Education

Wake pulling up the welcome mat at some schools because of new class-size rules

Engineering specialist Stephanie Wright works with second graders Cohen Hoffman, left, and Dylan Kampfer at Sycamore Creek Elementary School in Raleigh, N.C., on Aug. 24, 2017. Sycamore Creek could stop accepting new transfer students and be put under an enrollment cap to help the school meet new state K-3 class size limits.
Engineering specialist Stephanie Wright works with second graders Cohen Hoffman, left, and Dylan Kampfer at Sycamore Creek Elementary School in Raleigh, N.C., on Aug. 24, 2017. Sycamore Creek could stop accepting new transfer students and be put under an enrollment cap to help the school meet new state K-3 class size limits. ehyman@newsobserver.com

More than two-dozen Wake County elementary schools will stop accepting new transfer students and potentially make other changes to try to meet new state class-size limits that go into effect in 2018.

Wake County student assignment staff said Tuesday they plan to close 25 elementary schools to new transfer students as part of an effort to help them meet smaller state-mandated class sizes next year in kindergarten through third grades. Some schools will also need other strategies, including kicking out some current students and barring newly arriving families from enrolling even if they live right next to the campuses.

School leaders said Tuesday that they’re only taking these approaches because state lawmakers are requiring average K-3 class sizes to drop from 21 students last year to roughly 17 children starting next school year.

“We’re struggling because effectively the state legislature dropped the capacity of every one of our elementary schools by about 100 students,” said school board member Jim Martin.

Wake is in a bind because the lower state-mandated class sizes will require the district to create space for the equivalent of 9,500 seats, or 14 new elementary schools. Superintendent Jim Merrill sent a letter last week to Wake County members of the state legislature asking for help with the new K-3 class sizes.

Principals at the majority of Wake’s 113 elementary schools say they can meet the smaller class sizes by taking steps next year such as converting art and music spaces to regular classrooms and increasing class sizes for older children.

But principals at 27 elementary schools say even after using those options they will need more help. Some of the strategies that will be used are handled by staff. In addition to closing 25 of the schools to transfers, staff plans to:

▪ Reduce how many new magnet students are accepted into Combs, Douglas, Hunter, Joyner, Kingswood and Wendell elementary schools;

▪ Reduce how many new year-round students are accepted into Brier Creek, Carpenter, Oak Grove and Sycamore Creek elementary schools.
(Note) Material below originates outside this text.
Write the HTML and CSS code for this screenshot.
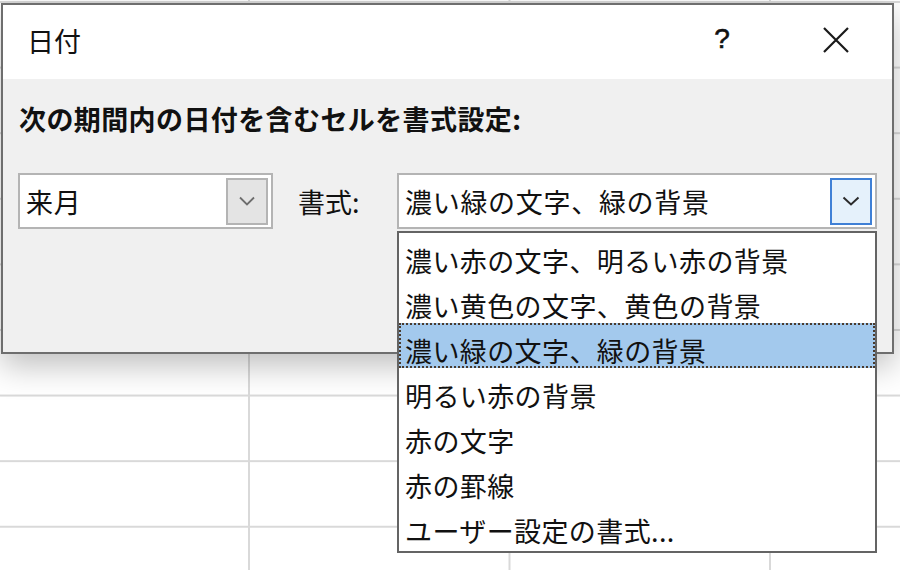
FILE: index.html
```html
<!DOCTYPE html>
<html lang="ja">
<head>
<meta charset="utf-8">
<title>日付</title>
<link rel="stylesheet" href="styles.css">
</head>
<body>
<div class="sheet"></div>
<div class="dialog">
  <div class="titlebar">
    <span class="title">日付</span>
    <span class="help">?</span>
    <span class="close">
      <svg width="28" height="28" viewBox="0 0 28 28"><path d="M2 2 L26 26 M26 2 L2 26" stroke="#1a1a1a" stroke-width="2.2" fill="none"/></svg>
    </span>
  </div>
  <div class="body">
    <div class="heading">次の期間内の日付を含むセルを書式設定:</div>
    <div class="row">
      <div class="combo combo-period">
        <span class="combo-text">来月</span>
        <span class="combo-btn">
          <svg width="16" height="10" viewBox="0 0 16 10"><path d="M1 1.5 L8 8.5 L15 1.5" stroke="#6d6d6d" stroke-width="1.8" fill="none"/></svg>
        </span>
      </div>
      <div class="label">書式:</div>
      <div class="combo combo-format">
        <span class="combo-text">濃い緑の文字、緑の背景</span>
        <span class="combo-btn combo-btn-active">
          <svg width="18" height="10" viewBox="0 0 18 10"><path d="M1.5 1.5 L9 8.5 L16.5 1.5" stroke="#2b2b2b" stroke-width="2" fill="none"/></svg>
        </span>
        <ul class="list">
          <li>濃い赤の文字、明るい赤の背景</li>
          <li>濃い黄色の文字、黄色の背景</li>
          <li class="selected">濃い緑の文字、緑の背景</li>
          <li>明るい赤の背景</li>
          <li>赤の文字</li>
          <li>赤の罫線</li>
          <li>ユーザー設定の書式...</li>
        </ul>
      </div>
    </div>
  </div>
</div>
</body>
</html>
```
FILE: styles.css
```css
html, body {
  margin: 0;
  padding: 0;
}
body {
  width: 900px;
  height: 570px;
  overflow: hidden;
  position: relative;
  background-color: #ffffff;
  font-family: "Noto Sans CJK JP", "Noto Sans", sans-serif;
  color: #111;
}
.sheet {
  width: 900px;
  height: 570px;
  background-image:
    linear-gradient(to bottom, #d9d9d9 2px, transparent 2px),
    linear-gradient(to right, #d9d9d9 2px, transparent 2px);
  background-size: 100% 65.6px, 260.5px 100%;
  background-position: 0 1px, 248px 0;
}
.dialog {
  position: absolute;
  left: 1px;
  top: 3px;
  width: 893px;
  height: 351px;
  box-sizing: border-box;
  border: 2px solid #6e6e6e;
  background: #f0f0f0;
  box-shadow: 0 12px 30px rgba(0, 0, 0, 0.25);
}
.titlebar {
  height: 74px;
  background: #ffffff;
  display: flex;
  align-items: center;
  padding-left: 24px;
}
.title {
  font-size: 27px;
  flex: 1;
  margin-top: -4px;
}
.help {
  font-family: "Liberation Sans", sans-serif;
  font-size: 28px;
  width: 30px;
  text-align: center;
  margin-right: 85px;
  margin-top: -6px;
  -webkit-text-stroke: 0.6px #111;
}
.close {
  width: 28px;
  height: 28px;
  margin-right: 42px;
  margin-top: -4px;
  display: flex;
}
.body {
  padding: 0 15px;
}
.heading {
  font-size: 27px;
  font-weight: bold;
  line-height: 40px;
  margin-top: 20px;
  padding-left: 1px;
  letter-spacing: 0.4px;
}
.row {
  display: flex;
  align-items: center;
  margin-top: 34px;
}
.combo {
  position: relative;
  height: 56px;
  box-sizing: border-box;
  border: 2px solid #b4b4b4;
  background: #ffffff;
  display: flex;
  align-items: center;
  justify-content: space-between;
  padding: 0 3px 0 6px;
  font-size: 27px;
}
.combo-period {
  width: 255px;
  margin-right: 25px;
}
.combo-format {
  width: 480px;
}
.combo-text {
  line-height: 1;
  margin-top: 0;
  letter-spacing: 0.7px;
}
.combo-btn {
  width: 42px;
  height: 47px;
  box-sizing: border-box;
  border: 2px solid #b4b4b4;
  background: #e4e4e4;
  display: flex;
  align-items: center;
  justify-content: center;
}
.combo-btn-active {
  width: 42px;
  border-color: #3f80d6;
  background: #e5f1fb;
}
.label {
  width: 99px;
  flex: none;
  font-size: 27px;
  margin-top: 0;
}
.list {
  position: absolute;
  left: -2px;
  top: 56px;
  width: 480px;
  box-sizing: border-box;
  margin: 0;
  padding: 0 0 3px;
  list-style: none;
  border: 2px solid #646464;
  background: #ffffff;
}
.list li {
  height: 45px;
  box-sizing: border-box;
  line-height: 41px;
  padding-top: 5px;
  padding-left: 4px;
  font-size: 27px;
  white-space: nowrap;
  border: 2px solid transparent;
  letter-spacing: 0.4px;
}
.list li.selected {
  background: #a3c9ed;
  border: 2px dotted #4a3b2e;
}
```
▪ Remove the 122 transfer students who attend Jeffreys Grove Elementary School.

Parents from Jeffreys Grove waved signs and urged school board members Tuesday to use a different option than removing a quarter of the school’s students.

“We want to work with you to find alternative solutions to this situation,” said Ann Mailly, Jeffrey Grove’s PTA president. “We are a motivated group of parents willing to take on the responsibility of solving the unfunded class-size reduction mandate.”

Some of the strategies will still need a school board vote, including putting enrollment caps and moving out some existing students from those 27 schools.

Staff want to put enrollment caps on eight schools: Baileywick, Carpenter, Combs, Harris Creek, Olive Chapel, Sycamore Creek, Vance and Willow Springs.

If a school that’s capped hits a certain number of students, families who move into the school’s attendance area after a specific date are sent to a school that’s farther away that has more space.

If approved Oct. 3, the new enrollment caps for those eight schools would go into effect this school year and likely would remain in place next school year.

The school board will also need to vote on recommendations included in the new student assignment plan to move hundreds of students who successfully applied to a year-round school or a traditional-calendar school. To help some of the 27 schools get class sizes down, Wake wants those students who go in through a calendar application to go to another school with more room.

School board member Kathy Hartenstine said all the time they’re spending on the issue is taking time away from the district’s focus on teaching and learning.

“We’re spending all of this time trying to figure out how we can seat so many students when we don’t have the seats and what we want to be talking about is teaching and learning,” she said..

T. Keung Hui: 919-829-4534, @nckhui

This story was originally published September 19, 2017 at 6:47 PM with the headline "Wake pulling up the welcome mat at some schools because of new class-size rules."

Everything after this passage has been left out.